Foreign Languages Publishing House






Review by Peter Young on Live Journal (July 2010).


The enigmatic Tolstoy – distant relative of Leo – produced two enduring works of SF, this being one (the other being The Garin Death Ray which has been filmed twice in Russian). This edition comes with a lovely cover illustration from Richard Powers and a short but rather needless introduction from Theodore Sturgeon, and apart from its own impressive film treatment a year after first publication it also served as an uncredited template for the 1951 American SF movie Flight to Mars.
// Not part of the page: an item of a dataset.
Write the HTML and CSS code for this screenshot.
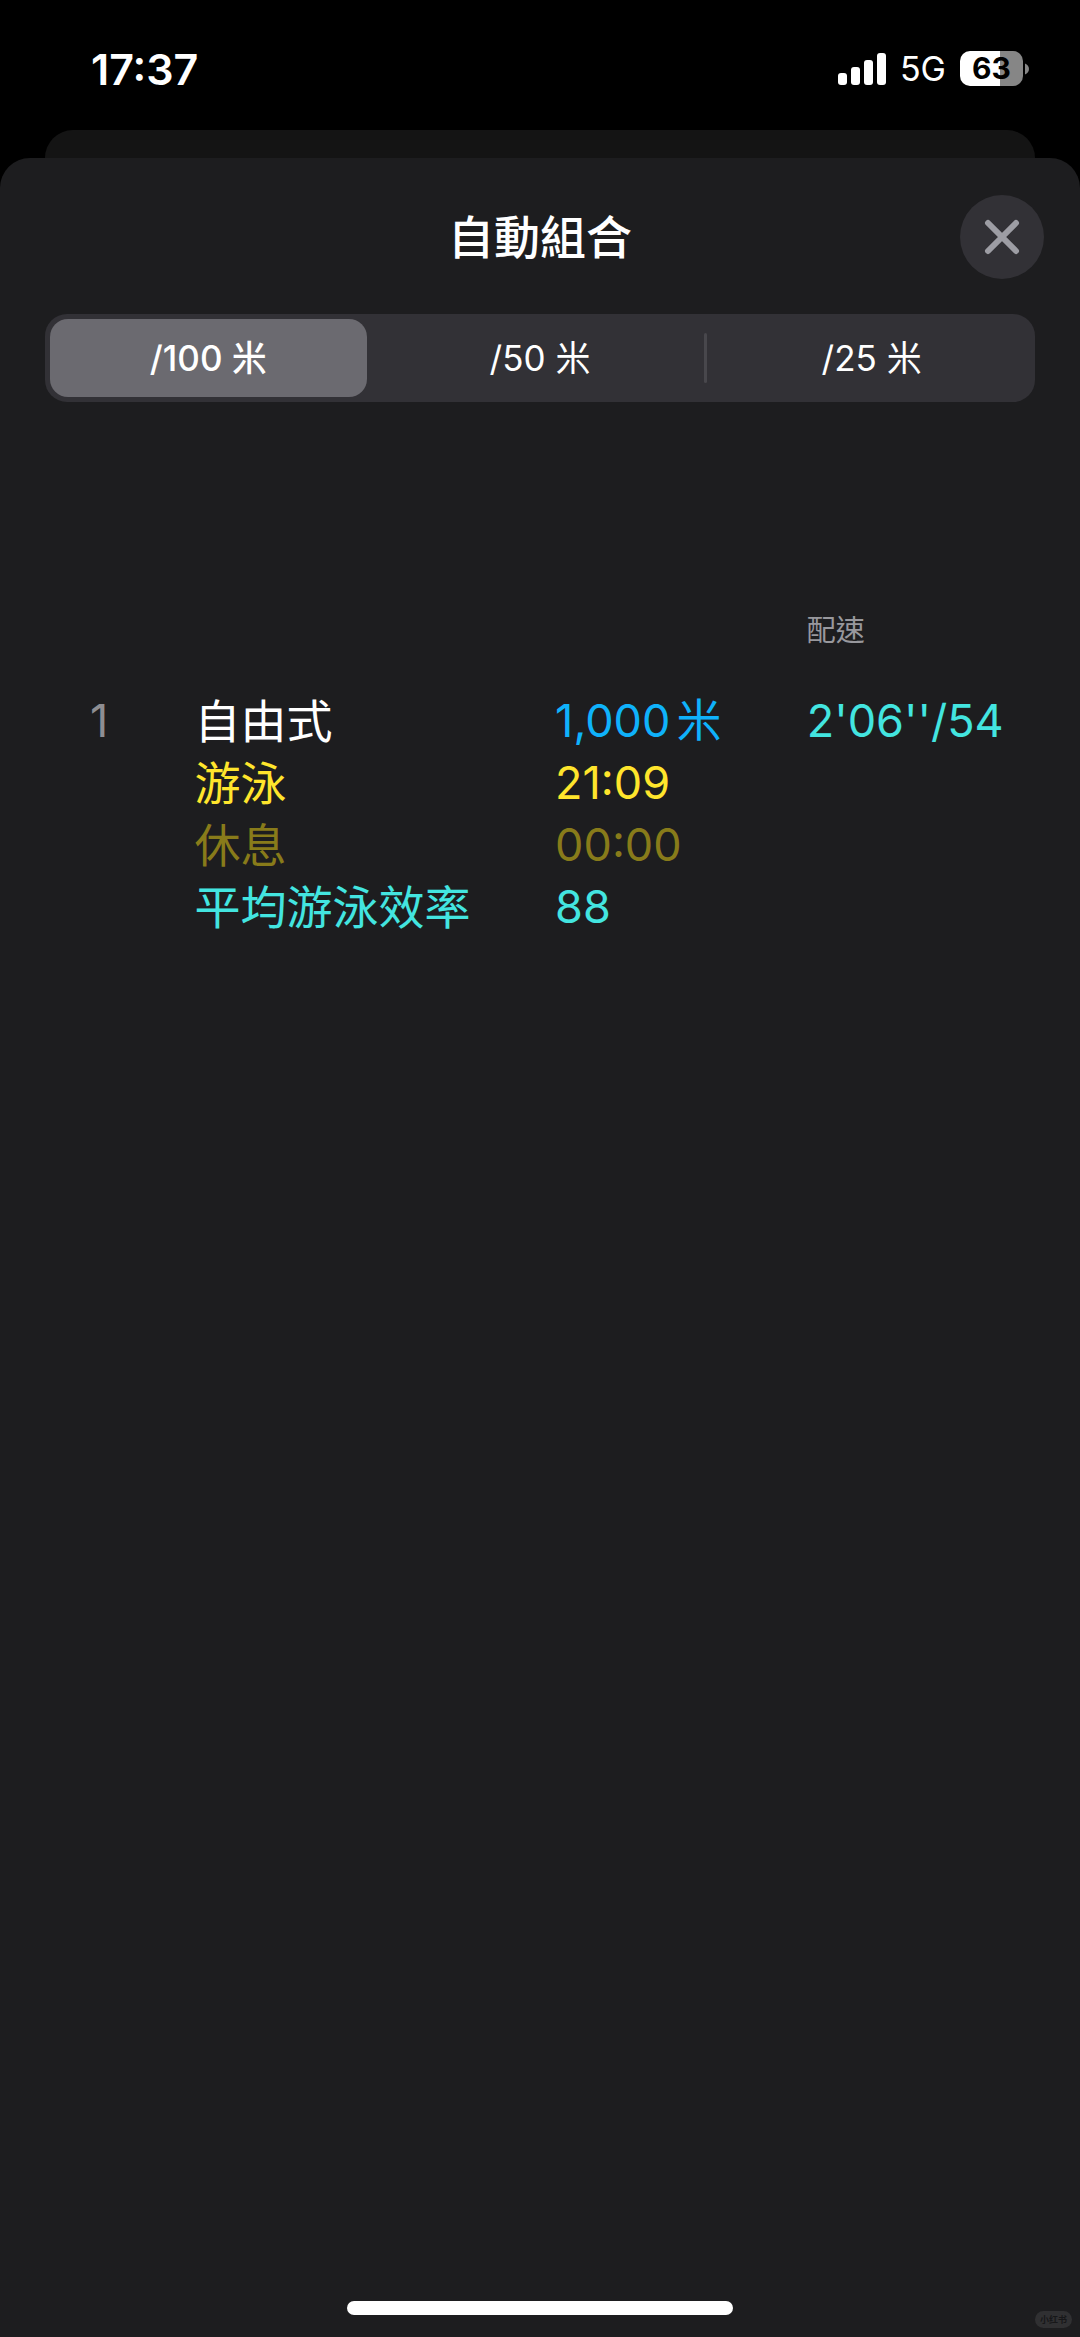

Tolstoy had complicated political views and some of them may have served to form the plot to Aelita, about a trip to Mars that discovers a race of humans, partially descended from the lost city of Atlantis on Earth, who are about to foment a revolution against their tyrannical leader and whose romantic, dreamy, blue-skinned daughter Aelita seems to be expecting a visit from some Earthmen. The two cosmonauts serve two separate functions to the story, one to kickstart the political uprising and the other to set off the interplanetary romance. There were moments early on when I thought Aelita could quite happily venture into being a rather confident comedy (such as dangling a mouse out of the spacecraft window to test the Martian atmosphere), although after getting his protagonists to Mars Tolstoy then gets strictly down to the business of getting the plot resolved, which I thought left many possible aspects of the story unexplored. I liked the sense of personal loss that seemed to envelope the spacecraft inventor M.S. Los from start to finish: he's a minor tragic figure in science fiction and could only be done properly as a mad Russian. I just wish Tolstoy – or at least his translator Antonina W. Bouis – had refrained from constantly referring to the spacecraft as 'the apparatus' although it does give the novel a rather welcome steampunk vibe. Not a great book, but as an example of early Russian science fiction it's an important one.